Bhaji on the Beach is a most impressive feature debut by a woman director, Gurinder Chadha, a serio-comedy that concerns ethnic and generational conflicts.
Early on in the story, Simi (Shaheen Khan), a community-center organizer proclaims, “This is your day–have a female fun time!” She then goes on to orchestrate a day trip of nine Asian immigrants, who live in Birmingham, to the British seaside resort Blackpool. The trip is meant to raise consciousness, sort of a feminist sisterhood, among a diverse group of women, each facing a problem or moral dilemma.
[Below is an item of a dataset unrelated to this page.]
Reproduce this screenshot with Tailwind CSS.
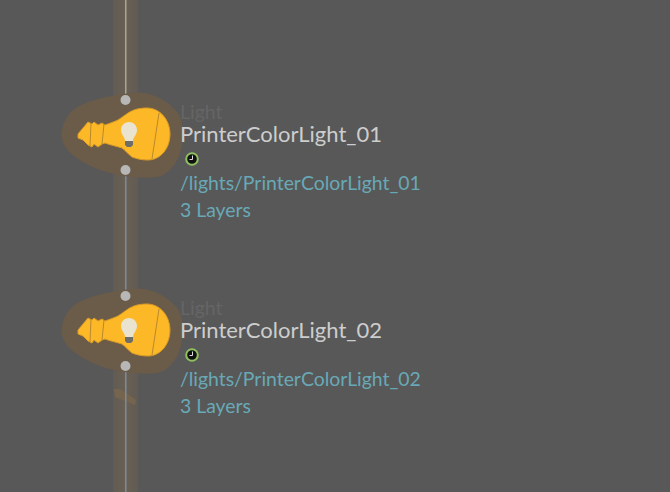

Hashida (Sarita Khajuria), for example, has to deal with the fact that she is pregnant by her black boyfriend, and Ginder (Kim Vithana), a young mother, must endure the contempt of the older women because she has left her husband.
Always funny and in many moments irreverent and savvy, the film also contains lurid fantasies of Asha (Lalita Ahmed), which are shot in the style of Indian musicals, and the touching comic flirtation of two teenage sisters as they uncover their own racial anxieties. At the end of the film, you get a portrait of different kinds of conflicts that are only temporarily resolved.
Bhaji on the Beach is uneven, but is always warm and charming. And chances are that you have never seen such characters on screen–certainly not in American movies.